Not to be too cynical, but I wonder what the result would look like if they were able to do the math all the way. It seems like they can tell us how many people die early from heart disease due in part to overwork, but we don't know how the value provided by their work extended the lives of others. For example, if overwork created a higher GDP, which resulted in better nutrition, medical outcomes, etc. maybe the net effect of overwork is positive. (Now that I think about it, that could get very dark if we embraced the idea, though.)
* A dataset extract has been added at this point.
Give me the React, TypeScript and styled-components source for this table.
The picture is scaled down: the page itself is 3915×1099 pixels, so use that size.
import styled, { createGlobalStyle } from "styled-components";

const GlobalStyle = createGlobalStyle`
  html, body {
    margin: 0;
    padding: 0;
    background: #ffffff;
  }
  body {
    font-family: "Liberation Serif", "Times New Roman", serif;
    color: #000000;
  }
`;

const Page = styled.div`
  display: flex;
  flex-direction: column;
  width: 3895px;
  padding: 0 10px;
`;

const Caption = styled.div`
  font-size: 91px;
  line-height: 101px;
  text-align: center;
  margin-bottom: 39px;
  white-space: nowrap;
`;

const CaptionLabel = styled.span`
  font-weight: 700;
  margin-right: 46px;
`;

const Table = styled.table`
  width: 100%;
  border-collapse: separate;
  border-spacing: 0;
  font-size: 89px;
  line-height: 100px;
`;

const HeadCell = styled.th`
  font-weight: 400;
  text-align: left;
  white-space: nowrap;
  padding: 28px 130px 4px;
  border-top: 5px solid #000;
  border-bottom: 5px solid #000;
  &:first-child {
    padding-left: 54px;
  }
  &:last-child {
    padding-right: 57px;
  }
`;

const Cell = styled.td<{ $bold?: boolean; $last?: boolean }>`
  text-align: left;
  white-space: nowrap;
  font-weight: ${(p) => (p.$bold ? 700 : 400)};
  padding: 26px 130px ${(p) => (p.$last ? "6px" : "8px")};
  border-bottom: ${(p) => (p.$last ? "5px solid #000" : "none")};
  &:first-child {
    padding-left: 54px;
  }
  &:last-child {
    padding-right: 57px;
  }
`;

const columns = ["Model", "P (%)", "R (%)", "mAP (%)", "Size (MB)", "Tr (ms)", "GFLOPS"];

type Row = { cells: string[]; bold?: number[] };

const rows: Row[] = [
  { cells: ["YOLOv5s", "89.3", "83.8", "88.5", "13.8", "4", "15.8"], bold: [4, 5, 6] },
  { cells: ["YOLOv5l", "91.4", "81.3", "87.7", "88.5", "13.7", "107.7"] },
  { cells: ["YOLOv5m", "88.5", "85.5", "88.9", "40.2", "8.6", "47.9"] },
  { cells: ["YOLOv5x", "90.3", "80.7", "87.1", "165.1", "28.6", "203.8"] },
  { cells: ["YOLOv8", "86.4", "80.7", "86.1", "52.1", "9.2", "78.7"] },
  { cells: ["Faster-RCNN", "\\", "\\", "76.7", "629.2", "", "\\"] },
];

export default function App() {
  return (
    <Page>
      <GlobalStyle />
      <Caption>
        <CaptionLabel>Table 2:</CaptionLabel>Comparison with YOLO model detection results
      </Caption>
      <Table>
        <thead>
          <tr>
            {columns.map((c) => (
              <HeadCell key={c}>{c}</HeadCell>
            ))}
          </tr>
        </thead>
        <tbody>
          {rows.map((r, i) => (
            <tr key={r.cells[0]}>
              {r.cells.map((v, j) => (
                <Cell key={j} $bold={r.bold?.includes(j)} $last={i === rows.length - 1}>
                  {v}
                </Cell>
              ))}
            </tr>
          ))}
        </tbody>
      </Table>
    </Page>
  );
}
You'd probably also find some who's early demise would be considered socially beneficial. However, I think it would be hard to know good or bad impacts without extreme and obvious examples. We've also had heroes who looked to be doing a lot of good throughout their life, only to turn out to be monsters behind closed doors.

Also something like GDP is very macro, and not all GDP activity is socially beneficial, so GDP contribution would be a flawed way to make such an assessment. For example, someone scamming seniors out of their retirement money through shady business tactics wouldn't be a net positive to society, but could contribute millions to GDP.
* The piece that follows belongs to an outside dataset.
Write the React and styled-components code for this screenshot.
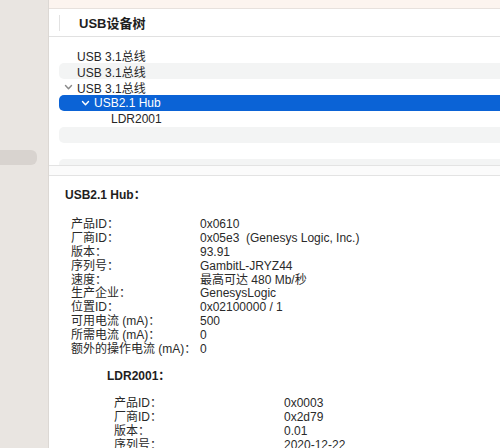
import { Fragment } from 'react';
import styled, { createGlobalStyle } from 'styled-components';

const GlobalStyle = createGlobalStyle`
  html, body {
    margin: 0;
    padding: 0;
    background: #ffffff;
  }
  body {
    font-family: "Liberation Sans", "Noto Sans CJK SC", sans-serif;
    color: #242424;
    -webkit-font-smoothing: antialiased;
  }
`;

const Window = styled.div`
  display: flex;
  width: 500px;
  height: 448px;
  overflow: hidden;
`;

const Sidebar = styled.aside`
  width: 49px;
  flex-shrink: 0;
  background: #e9e5e1;
  border-right: 1px solid #dcd8d4;
  padding-top: 150px;
  box-sizing: border-box;
`;

const SidebarItem = styled.div`
  width: 37px;
  height: 15px;
  background: #d8d3cf;
  border-radius: 0 6px 6px 0;
`;

const Main = styled.main`
  flex: 1;
  display: flex;
  flex-direction: column;
  min-width: 0;

  & > * {
    flex-shrink: 0;
  }
`;

const TopStrip = styled.div`
  height: 8px;
  background: #fcf4ef;
  border-bottom: 1px solid #e7e1dd;
`;

const Header = styled.div`
  height: 27px;
  display: flex;
  align-items: center;
  padding-left: 10px;
  border-bottom: 1px solid #e1e1e1;
`;

const HeaderDivider = styled.div`
  width: 1px;
  height: 16px;
  background: #e2e2e2;
  margin-right: 19px;
`;

const HeaderTitle = styled.span`
  font-size: 13px;
  font-weight: 700;
  color: #1e1e1e;
`;

const Tree = styled.div`
  height: 129px;
  padding: 10px 0 0 10px;
  box-sizing: border-box;
  overflow: hidden;
  border-bottom: 1px solid #e3e3e3;
`;

const Row = styled.div`
  height: 16px;
  display: flex;
  align-items: center;
  padding-left: ${(p) => 5 + p.$level * 17}px;
  border-radius: 5px 0 0 5px;
  font-size: 12px;
  background: ${(p) => (p.$selected ? '#0b63d6' : p.$striped ? '#f3f4f4' : 'transparent')};
  color: ${(p) => (p.$selected ? '#ffffff' : '#262626')};
`;

const Chevron = styled.svg`
  width: 13px;
  height: 8px;
  flex-shrink: 0;
  visibility: ${(p) => (p.$hidden ? 'hidden' : 'visible')};
`;

const Splitter = styled.div`
  height: 9px;
  background: #fbfbfb;
  border-bottom: 1px solid #e3e3e3;
`;

const Details = styled.section`
  padding: 13px 0 0 16px;
  font-size: 12px;
  line-height: 13.9px;
`;

const Block = styled.div`
  padding-left: ${(p) => p.$indent || 0}px;
`;

const BlockTitle = styled.div`
  font-weight: 700;
  color: #1e1e1e;
  margin-bottom: ${(p) => p.$gap}px;
`;

const Props = styled.div`
  display: grid;
  grid-template-columns: ${(p) => p.$keyWidth}px auto;
  padding-left: ${(p) => p.$inset}px;
  margin-bottom: 13px;
  color: #2a2a2a;
`;

const Key = styled.div`
  white-space: nowrap;
`;

const Value = styled.div`
  white-space: pre;
`;

const ChevronIcon = ({ color, hidden }) => (
  <Chevron viewBox="0 0 13 8" $hidden={hidden}>
    <polyline
      points="1.5,2.5 4.5,5.8 7.5,2.5"
      fill="none"
      stroke={color}
      strokeWidth="1.4"
      strokeLinecap="round"
      strokeLinejoin="round"
    />
  </Chevron>
);

const treeRows = [
  { label: 'USB 3.1总线', level: 0 },
  { label: 'USB 3.1总线', level: 0 },
  { label: 'USB 3.1总线', level: 0, open: true },
  { label: 'USB2.1 Hub', level: 1, open: true, selected: true },
  { label: 'LDR2001', level: 2 },
  { label: '', level: 0 },
  { label: '', level: 0 },
  { label: '', level: 0 },
];

const hubProps = [
  ['产品ID：', '0x0610'],
  ['厂商ID：', '0x05e3  (Genesys Logic, Inc.)'],
  ['版本：', '93.91'],
  ['序列号：', 'GambitL-JRYZ44'],
  ['速度：', '最高可达 480 Mb/秒'],
  ['生产企业：', 'GenesysLogic'],
  ['位置ID：', '0x02100000 / 1'],
  ['可用电流 (mA)：', '500'],
  ['所需电流 (mA)：', '0'],
  ['额外的操作电流 (mA)：', '0'],
];

const deviceProps = [
  ['产品ID：', '0x0003'],
  ['厂商ID：', '0x2d79'],
  ['版本：', '0.01'],
  ['序列号：', '2020-12-22'],
];

const PropList = ({ items, keyWidth, inset }) => (
  <Props $keyWidth={keyWidth} $inset={inset}>
    {items.map(([k, v]) => (
      <Fragment key={k}>
        <Key>{k}</Key>
        <Value>{v}</Value>
      </Fragment>
    ))}
  </Props>
);

export default function App() {
  return (
    <>
      <GlobalStyle />
      <Window>
        <Sidebar>
          <SidebarItem />
        </Sidebar>
        <Main>
          <TopStrip />
          <Header>
            <HeaderDivider />
            <HeaderTitle>USB设备树</HeaderTitle>
          </Header>
          <Tree>
            {treeRows.map((r, i) => (
              <Row key={i} $level={r.level} $striped={i % 2 === 1} $selected={r.selected}>
                <ChevronIcon color={r.selected ? '#ffffff' : '#8a8a8a'} hidden={!r.open} />
                {r.label}
              </Row>
            ))}
          </Tree>
          <Splitter />
          <Details>
            <Block>
              <BlockTitle $gap={15}>USB2.1 Hub：</BlockTitle>
              <PropList items={hubProps} keyWidth={129} inset={6} />
            </Block>
            <Block $indent={42}>
              <BlockTitle $gap={13}>LDR2001：</BlockTitle>
              <PropList items={deviceProps} keyWidth={170} inset={7} />
            </Block>
          </Details>
        </Main>
      </Window>
    </>
  );
}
That would be interesting to see. I for one have no real idea what the result would be.

My $0.02 based on nothing more than personal experience is that it seems to be a net negative in practice. I'm sure that some degree of overwork in certain industries has raised GDP, but there are also notorious examples of systemic overwork reducing productivity, like medical providers (mistakes) and Japan (Parkinson's Law), which seem to resonate more with my experience.

Who knows, though? It could easily be the opposite, for all I know. It would be interesting if someone was able to do this analysis.